WASHINGTON, D.C. — U.S. Rep. Teresa Leger Fernández (D-NM-03), Sen. Catherine Cortez Masto (D-NV), and U.S. Rep. Nanette Diaz Barragán (D-CA-44) introduced the Latina Equal Pay Day Resolution to recognize the disparity in wages paid to Latinas, the significance of equal pay, and its larger impact on women, families and the economy. 

Video of Latina women in the Congressional Hispanic Caucus (CHC) supporting the Latina Equal Pay Day resolution available HERE

“Mis hermanas, Sen. Cortez Masto y U.S. Rep. Barragán, y yo, decidimos que ya basta, so we introduced the Latina Equal Pay Resolution to recognize the disparities, unequal, and unfair treatment of women, especially Latinas, who are undervalued and underpaid,” Leger Fernández said. “We need to acknowledge that Latinas play a huge role in our economy, especially our care economy, and recommit to closing the gender and racial wage gap. Latinas deserve equal pay NOW.” 

“Pay disparities experienced by women, and especially Latinas and women of color, show that the contributions we make to society are consistently undervalued,” Barragán said. “In many Latina families, the women of the family are the sole economic providers. It takes several additional months for a Latina woman to make the equivalent of a white man – this harms the economic stability of our households and communities. I am proud to lead on this resolution that reaffirms Congress’ commitment to closing the pay gap. Ha llegado el momento de que las latinas reciban igualdad de salarios!”

“Latinas have helped build this country, and their contributions should be reflected in their pay,” Sen. Cortez Masto (D-Nev) said. “As the first and only Latina in the United State Senate, I will always advocate for equal pay for equal work and am proud to lead this resolution.”
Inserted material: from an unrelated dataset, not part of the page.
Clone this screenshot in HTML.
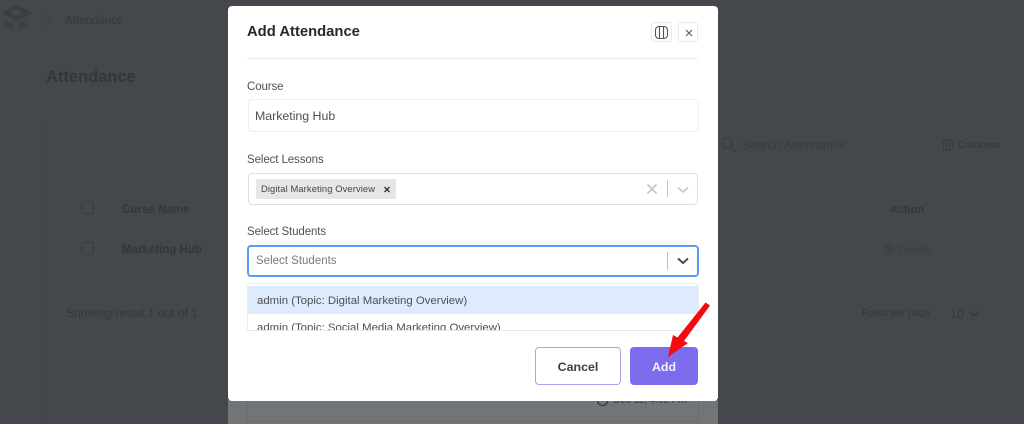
<!DOCTYPE html>
<html><head><meta charset="utf-8"><style>
html,body{margin:0;padding:0;width:1024px;height:424px;overflow:hidden;background:#44474c;font-family:"Liberation Sans",sans-serif}
.t{position:absolute;white-space:nowrap;line-height:16px}
.b{position:absolute;box-sizing:border-box}
.d{color:#35383e}
svg{position:absolute;overflow:visible}
.l{font-size:11.5px;color:#4e5158;letter-spacing:-.1px}
</style></head><body>
<svg style="left:0;top:0" width="60" height="40" fill="none"><path d="M16 4 32 13 16 21 2 13Z" fill="#3a3d44"/><path d="M16 9 22 13 16 16 10 13Z" fill="#44474c"/><path d="M5 19 14 24V31L5 26ZM27 19 18 24V31L27 26Z" fill="#3e4147"/><path d="M46 15 51 20 46 25" stroke="#3a3d43"/></svg>
<div class="t d" style="left:65px;top:12.500px;font-size:11.500px">Attendance</div>
<div class="t" style="left:46px;top:69px;font-size:16.500px;font-weight:bold;color:#33363d">Attendance</div>
<div class="b" style="left:46px;top:120px;width:0;height:304px;border-left:1px dotted #3e4146"></div>
<svg style="left:718px;top:135px" width="30" height="20" fill="none" stroke="#383b41" stroke-width="1.2"><circle cx="9" cy="8" r="5"/><path d="M13 12 18 17"/></svg>
<div class="t" style="left:742px;top:137px;font-size:12px;letter-spacing:.15px;color:#393c42">Search Attendance</div>
<svg style="left:943px;top:139px" width="12" height="12" fill="none" stroke="#383b41"><rect x=".5" y=".5" width="9" height="11" rx="2.5"/><path d="M3.500 1V11M6.500 1V11"/></svg>
<div class="t" style="left:958px;top:137.500px;font-size:10px;font-weight:bold;color:#383b41;letter-spacing:-.05px">Columns</div>
<div class="b" style="left:81px;top:201px;width:13px;height:13px;border:1px solid #383b41;border-radius:3px"></div>
<div class="b" style="left:81px;top:242px;width:13px;height:13px;border:1px solid #383b41;border-radius:3px"></div>
<div class="t" style="left:122px;top:202px;font-size:11.600px;font-weight:bold;color:#33363d">Curse Name</div>
<div class="t" style="left:122px;top:242px;font-size:11.500px;font-weight:bold;color:#33363d">Marketing Hub</div>
<div class="t" style="left:66px;top:305px;font-size:12px;color:#35383e">Showing result 1 out of 1</div>
<div class="t" style="left:890px;top:202px;font-size:11px;font-weight:bold;color:#33363d">Action</div>
<svg style="left:882px;top:244px" width="12" height="12" fill="none" stroke="#383b41"><circle cx="6" cy="6" r="4.500" stroke-dasharray="3 1"/><path d="M5 3 9 6 5 9Z"/></svg>
<div class="t" style="left:899px;top:242px;font-size:10.500px;color:#393c42">Details</div>
<div class="t" style="left:862px;top:306px;font-size:10.200px;color:#35383e">Rows per page</div>
<div class="t" style="left:950px;top:306px;font-size:12.500px;color:#35383e">10</div>
<svg style="left:968px;top:310px" width="12" height="8" fill="none" stroke="#35383e" stroke-width="1.3"><path d="M1 1 6 6 11 1"/></svg>

<div class="b" style="left:228px;top:400px;width:490px;height:24px;background:#727577"></div>
<div class="b" style="left:247px;top:401px;width:452px;height:21px;border-left:1px dotted #64676a;border-right:1px dotted #64676a;border-bottom:1px dotted #64676a"></div>
<svg style="left:596px;top:394px" width="14" height="14" fill="none" stroke="#35383c" stroke-width="1.2"><circle cx="6.500" cy="6.500" r="5"/></svg>
<div class="t" style="left:613px;top:393px;font-size:10px;color:#3c3f43">Dec 11, 4:05 PM</div>

<div class="b" style="left:228px;top:6px;width:490px;height:395px;background:#fff;border-radius:4px"></div>
<div class="t" style="left:247px;top:23px;font-size:14.800px;line-height:18px;font-weight:bold;color:#25282e">Add Attendance</div>
<div class="b" style="left:651px;top:22px;width:21px;height:20px;border:1px solid #e9eaec;border-radius:3px"></div>
<svg style="left:655px;top:25.500px" width="13" height="13" fill="none" stroke="#50545c" stroke-width="1.1"><rect x=".5" y=".5" width="12" height="12" rx="3.500"/><path d="M4.500 1V12M8.500 1V12"/></svg>
<div class="b" style="left:678px;top:22px;width:20px;height:20px;border:1px solid #e9eaec;border-radius:3px"></div>
<svg style="left:684.500px;top:28.500px" width="8" height="8" fill="none" stroke="#55585f" stroke-width="1.1"><path d="M1 1 7 7M7 1 1 7"/></svg>
<div class="b" style="left:247px;top:58px;width:451px;height:1px;background:#ececee"></div>

<div class="t l" style="left:247px;top:79px">Course</div>
<div class="b" style="left:248px;top:99px;width:451px;height:33px;border:1px solid #eeeef0;border-radius:4px"></div>
<div class="t" style="left:255px;top:108px;font-size:12.400px;color:#4c4f56;letter-spacing:-.03px">Marketing Hub</div>

<div class="t l" style="left:247px;top:152px">Select Lessons</div>
<div class="b" style="left:248px;top:173px;width:450px;height:32px;border:1px solid #dfe0e2;border-radius:4px"></div>
<div class="b" style="left:256px;top:179px;width:140px;height:20px;background:#e6e6e6;border-radius:2px"></div>
<div class="t" style="left:261px;top:180.500px;font-size:9.400px;color:#42454b;letter-spacing:.1px">Digital Marketing Overview</div>
<svg style="left:384px;top:185.500px" width="6" height="7" fill="none" stroke="#33363c" stroke-width="1.4"><path d="M.5 1 5.500 6M5.500 1 .5 6"/></svg>
<svg style="left:646px;top:183px" width="12" height="12" fill="none" stroke="#c4c5c7" stroke-width="1.6"><path d="M1.500 1.500 10.500 10.500M10.500 1.500 1.500 10.500"/></svg>
<div class="b" style="left:667px;top:180px;width:1px;height:17px;background:#c4c5c7"></div>
<svg style="left:677px;top:186px" width="12" height="8" fill="none" stroke="#c8c9cb" stroke-width="1.700"><path d="M1 1.500 6 6 11 1.500"/></svg>

<div class="t l" style="left:247px;top:224px">Select Students</div>
<div class="b" style="left:247px;top:245px;width:452px;height:32px;border:2px solid #5a9bf6;border-radius:4px"></div>
<div class="t" style="left:256px;top:253px;font-size:11.500px;color:#777a80">Select Students</div>
<div class="b" style="left:667px;top:252px;width:1px;height:18px;background:#bdbec1"></div>
<svg style="left:677px;top:257px" width="12" height="8" fill="none" stroke="#4a4d52" stroke-width="2"><path d="M1 1.500 6 6 11 1.500"/></svg>

<div class="b" style="left:247px;top:283px;width:452px;height:48px;border:1px solid #ececee;border-bottom:1px solid #e8e8ea;border-radius:4px 4px 0 0;overflow:hidden">
<div class="b" style="left:0;top:2px;width:450px;height:28px;background:#deebfd"></div>
<div class="t" style="left:9px;top:8.500px;font-size:11.400px;color:#4c4f56">admin (Topic: Digital Marketing Overview)</div>
<div class="t" style="left:9px;top:36px;font-size:11.400px;color:#4c4f56">admin (Topic: Social Media Marketing Overview)</div>
</div>

<div class="b" style="left:535px;top:347px;width:86px;height:38px;border:1px solid #a9a2f2;border-radius:4px;background:#fff"></div>
<div class="t" style="left:535px;top:358.500px;width:86px;text-align:center;font-size:12.400px;font-weight:bold;color:#3c3f46">Cancel</div>
<div class="b" style="left:630px;top:347px;width:68px;height:38px;background:#7d6cee;border-radius:4px"></div>
<div class="t" style="left:630px;top:358.500px;width:68px;text-align:center;font-size:12.400px;font-weight:bold;color:#f4f2fe">Add</div>
<svg style="left:660px;top:296px" width="60" height="64"><path d="M45.500 6.500 50 9.500 24 45 28 47 8 61 13 39 17.500 41.500Z" fill="#f40a0f"/></svg>
</body></html>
On Latina Equal Pay Day, we recognize the wage gap that Latina women face on average to finally earn what White non-Hispanic men were paid in the previous calendar year. More than 50 years after the passage of the Equal Pay Act of 1963, Latina women working full-time, year-round, as well as part-time earn only 54 cents for every dollar paid to White non-Hispanic men. Latina women who work full time year-round only earn 57 cents to the dollar. 

The resolution is co-sponsored by over 40 members, including Raul Ruiz (D-CA-36), Jesús “Chuy” García (D-IL-04), Adriano Espaillat (D-NY-13), Tony Cárdenas (D-CA-29), Joaquin Castro (D-TX-20), Darren Soto (D-FL-09), Sylvia R. Garcia (D-TX-29), Nydia Velázquez (D-NY-07), Veronica Escobar (D-TX-16), Lucille Roybal-Allard (D-CA-40), and Norma Torres (D-CA-35). 

“On this Latina Equal Pay Day 2022, millions of Latinas and our allies around the country demand change and action. Latinas make significant contributions to our country every single day, despite the fact that we are being vastly undervalued and underpaid,” said Mónica Ramírez, founder of Justice for Migrant Women and an organizer of the Latina Equal Pay campaign. “We must mark Latina Equal Pay Day and this injustice. It is long past time that we receive the same pay, benefits, and opportunities that white, male non-Hispanic workers are afforded in this country.  It is absolutely shameful that all Latinas with reported earnings are paid an average of just 54 cents to the dollar paid to white, non-Hispanic men. We call on political leaders and business leaders to make the change that is required to rectify this serious problem.”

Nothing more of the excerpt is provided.